In an article in WSJ, Holman Jenkins pointed out that SOX has caused audit firms to seem to be something they have never intended to be, "namely proof against fraud". This is a classic case of congress fighting the last war. The pre-occupation with low level detail has been a boon for auditor's revenues but it has completely missed the point and shows that no one learned from Sunbeam, Enron and World Com. The major frauds originated in top managements. From Bar Chris to Crazy Eddie to Global Crossing it was not the folks in the trenches that conceived and carried out the schemes or ill-gotten business methods causing losses, it was top management. SOX ignores this overriding fact.
James Turley, CEO of Ernst & Young, opined in a WSJ op-ed piece
that there will be many more disclosures of internal control weaknesses in this
year's section 404 reports than the public expects. He warns of the danger of
over reaction, likening such reports to the minor causes sometimes found from
the check engine light on your car's dashboard. He probably knows something
we don't know---yet. It is likely there are more screw-ups in the details than
a perfection seeking public can comprehend or evaluate.

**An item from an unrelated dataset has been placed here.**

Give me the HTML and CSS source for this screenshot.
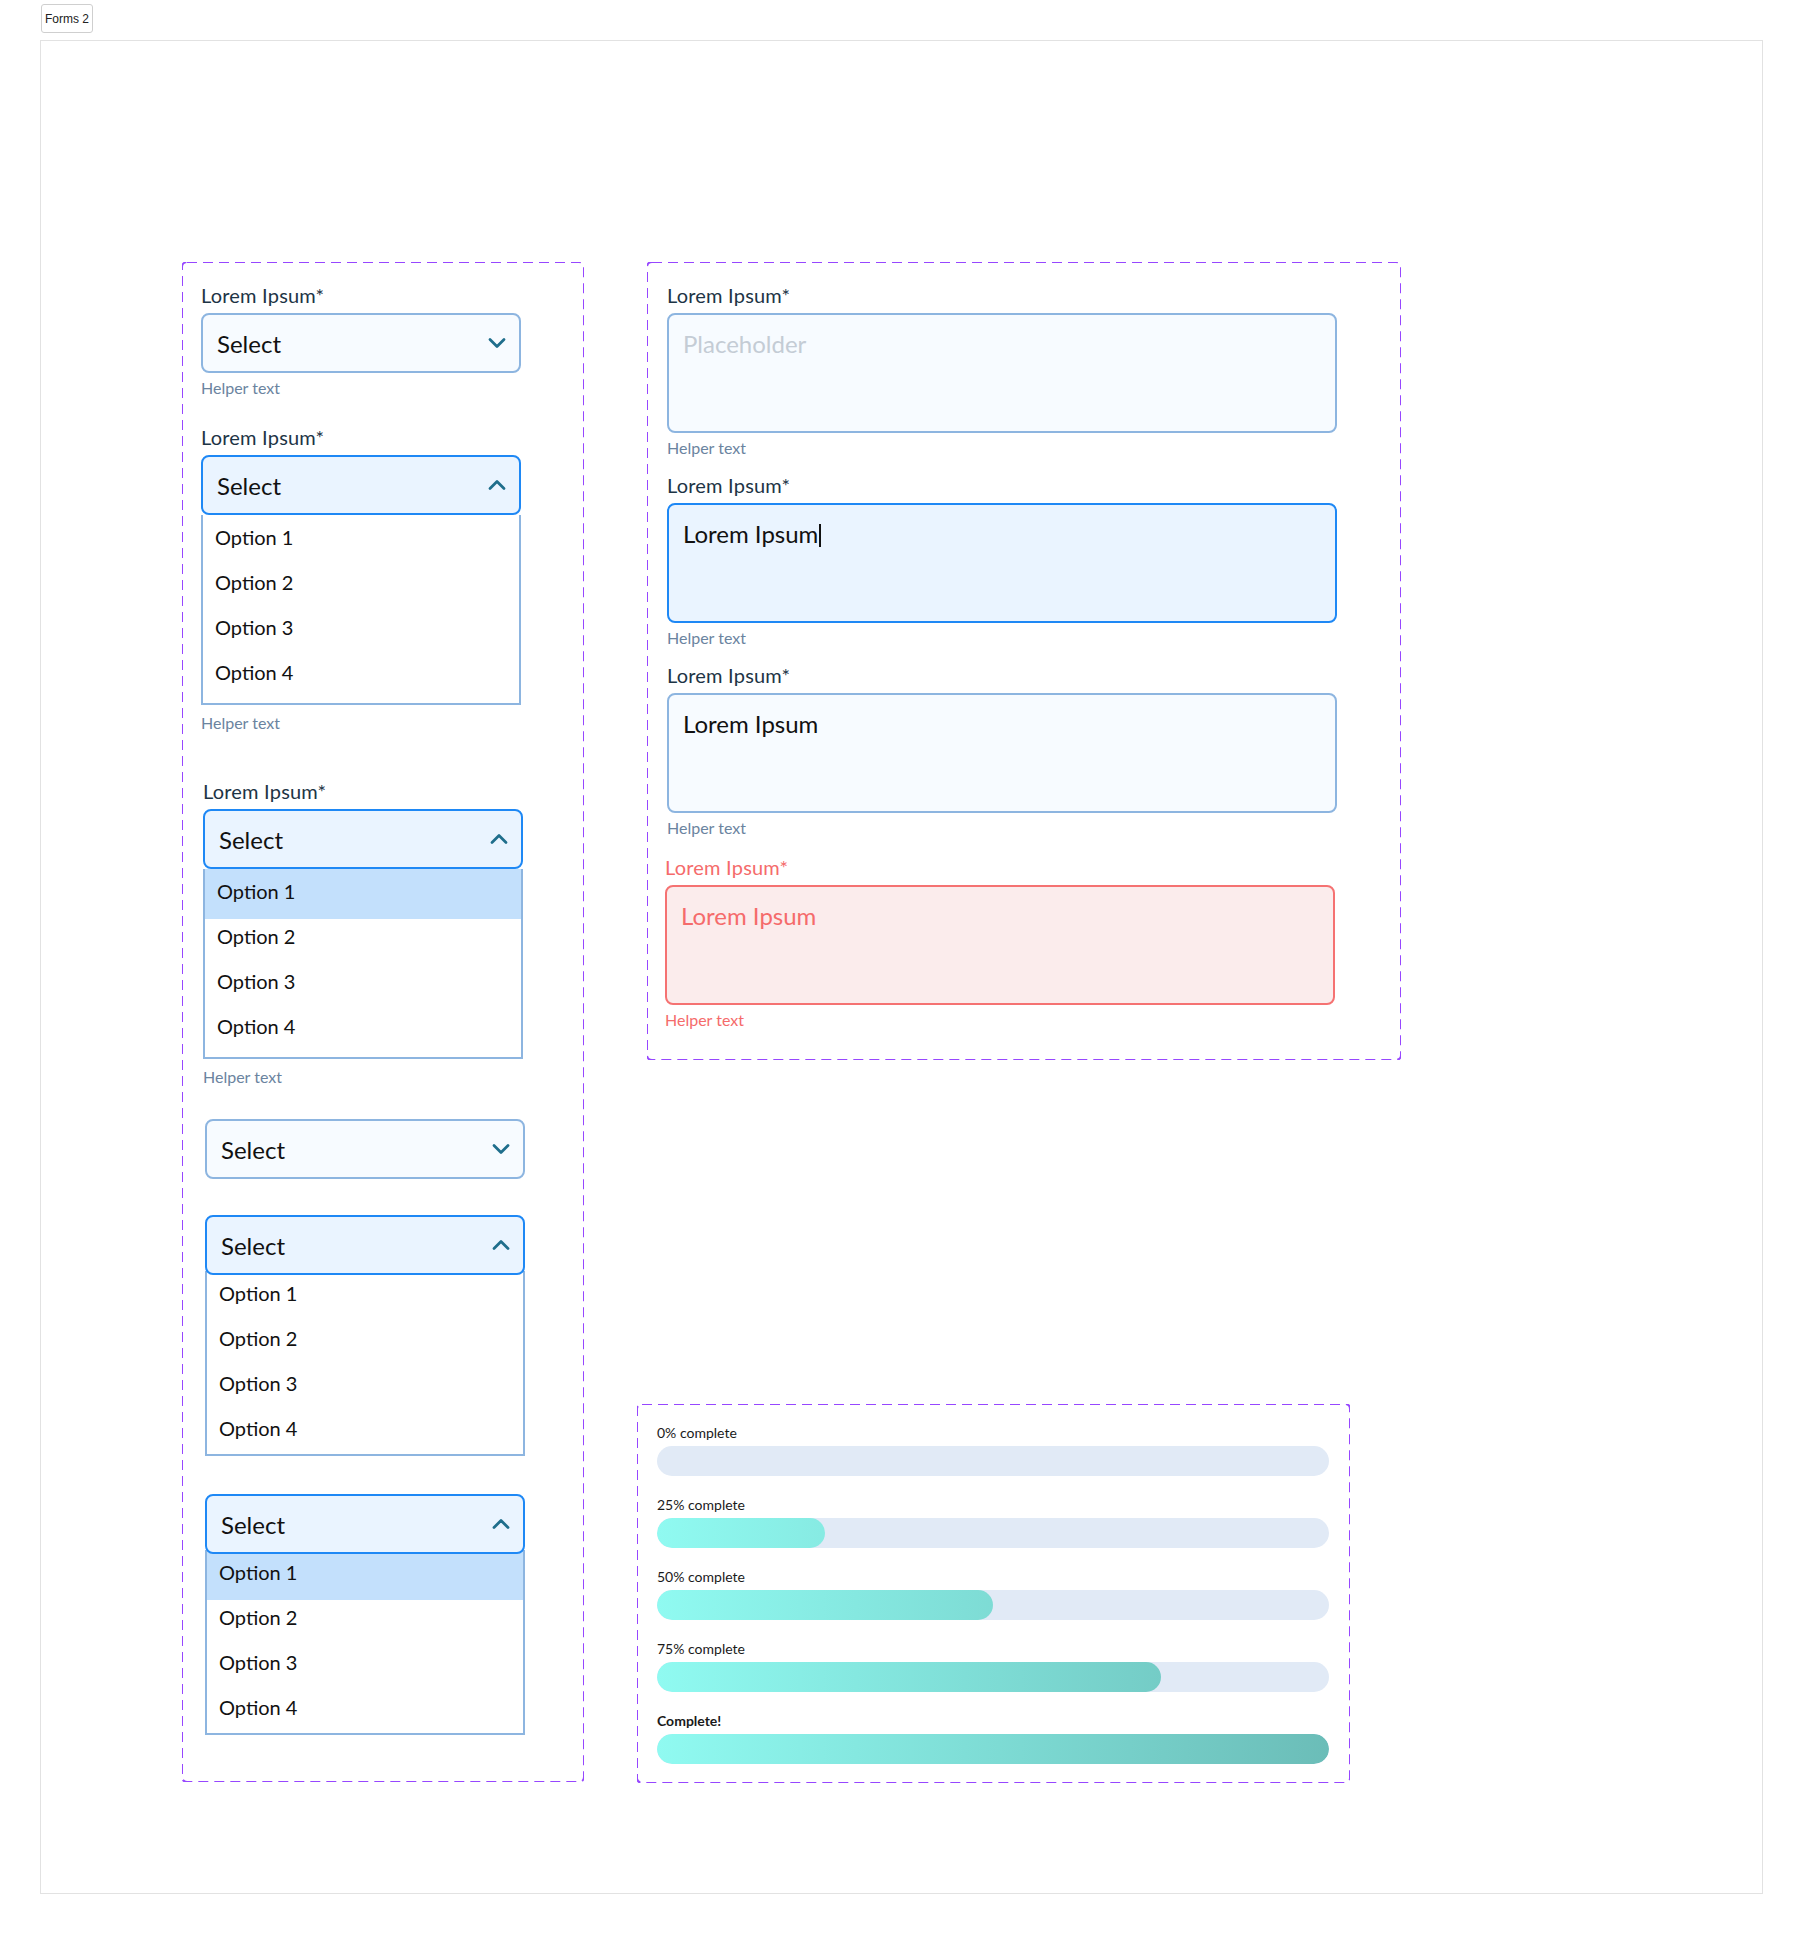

But it is overwhelmingly not in the details that major frauds are caused. Handing the audit firms life and death power over companies and their managements' control systems is not going to stop fraud. Nor will it overcome the effects of markets willing to throw money at speculative and foolish ventures - legislatures have not been successful at taming bubbles, ponzi schemes or tulip mania.
SOX is the real fraud, a lot of money is being thrown at the wrong problem. More is being lost as a consequence of the law's effects. Hiring more accountants cannot take the place of high level focus on policy, judgement and strategy. Clerks will do what management tells them - it's what management tells them, not what the clerks do, that counts.